What is certain is that because the conditions for any sort of maximal eclipse are incredibly unlikely to happen in practice, the longest actual total and annular eclipses in the period 4000BC to 6000AD are 7mins 29sec (on 16th July 2186) and 12mins 24sec (on 7th December 150AD) respectively. The shortest eclipse duration is of course zero, when the Sun and Moon are exactly the same size - this happened twice quite recently (in 1948 and 1986) but will not do so again until 2931. The longest total eclipse in the 20th Century was on 20th June 1955 [7mins 8sec], with the longest annular being on 14th December in the same year [12mins 9sec]. In the 21st Century the longest total was on 22nd July 2009 [6mins 39sec] with the longest annular on 15th January 2010 [11mins 8sec - the only one to exceed 11mins in the entire millennium].

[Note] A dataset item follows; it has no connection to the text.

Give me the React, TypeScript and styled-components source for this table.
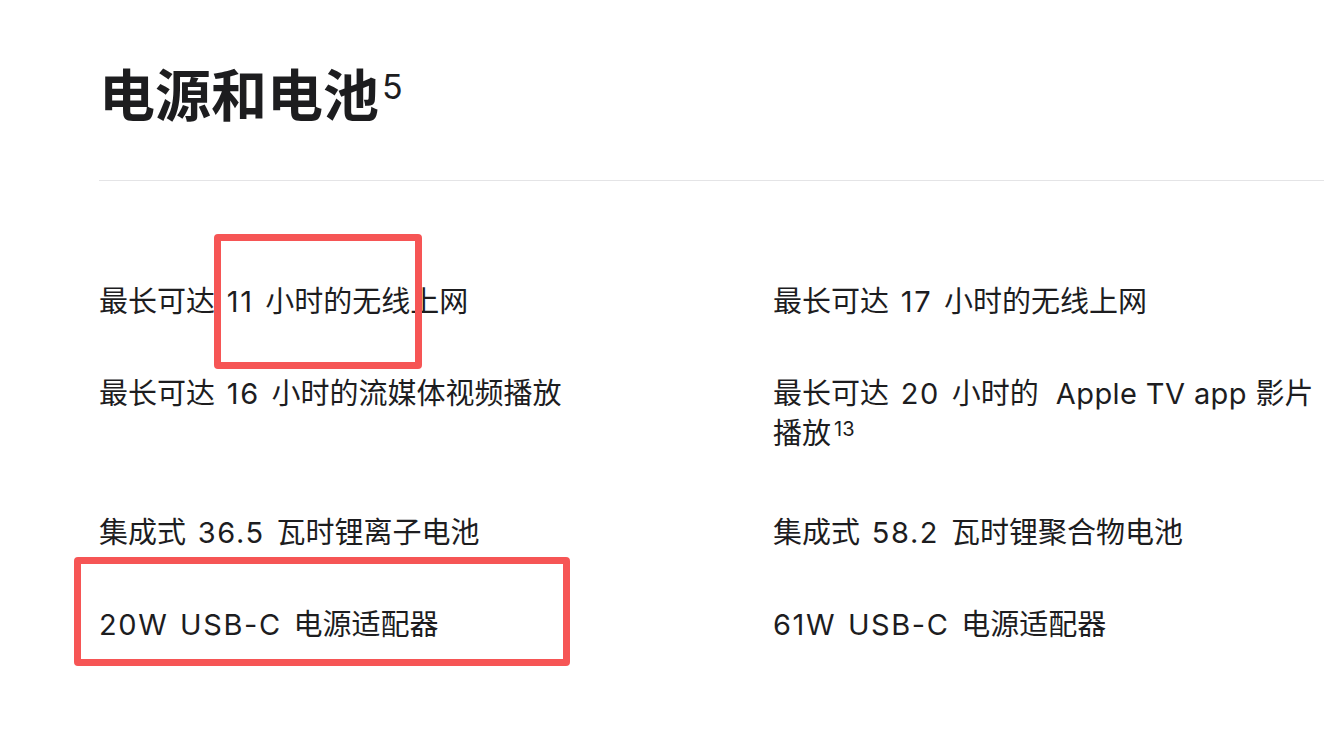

However, as far as eclipses are concerned, duration isn't everything. One might think that if a 2minute eclipse was good then a 4minute one would be great and a 6minute one fantastic. Up to a point this is true but in fact they show different things, as opposed to the same phenomena for longer. In the case of a total eclipse, longer durations occur when the Moon is larger which means that not only is the bright disc of the Sun hidden but also the area where prominences appear. In a long eclipse you may thus not see any prominences other than in the regions close to where the Moon enters and leaves the Sun's disc while in a short one they will often be visible all round the circumference. Conversely, the corona (though hidden slightly more) will still be visible throughout a long total eclipse, thus making it a better sight for the naked-eye observer than the brief view possible with a short eclipse. In the case of a long annular eclipse, the smaller Moon means that more of the Sun's disc is still visible even at maximum eclipse which will tend to make the sight less dramatic. Another good reason to try to see as many eclipses as possible, to ensure you enjoy the best of all worlds!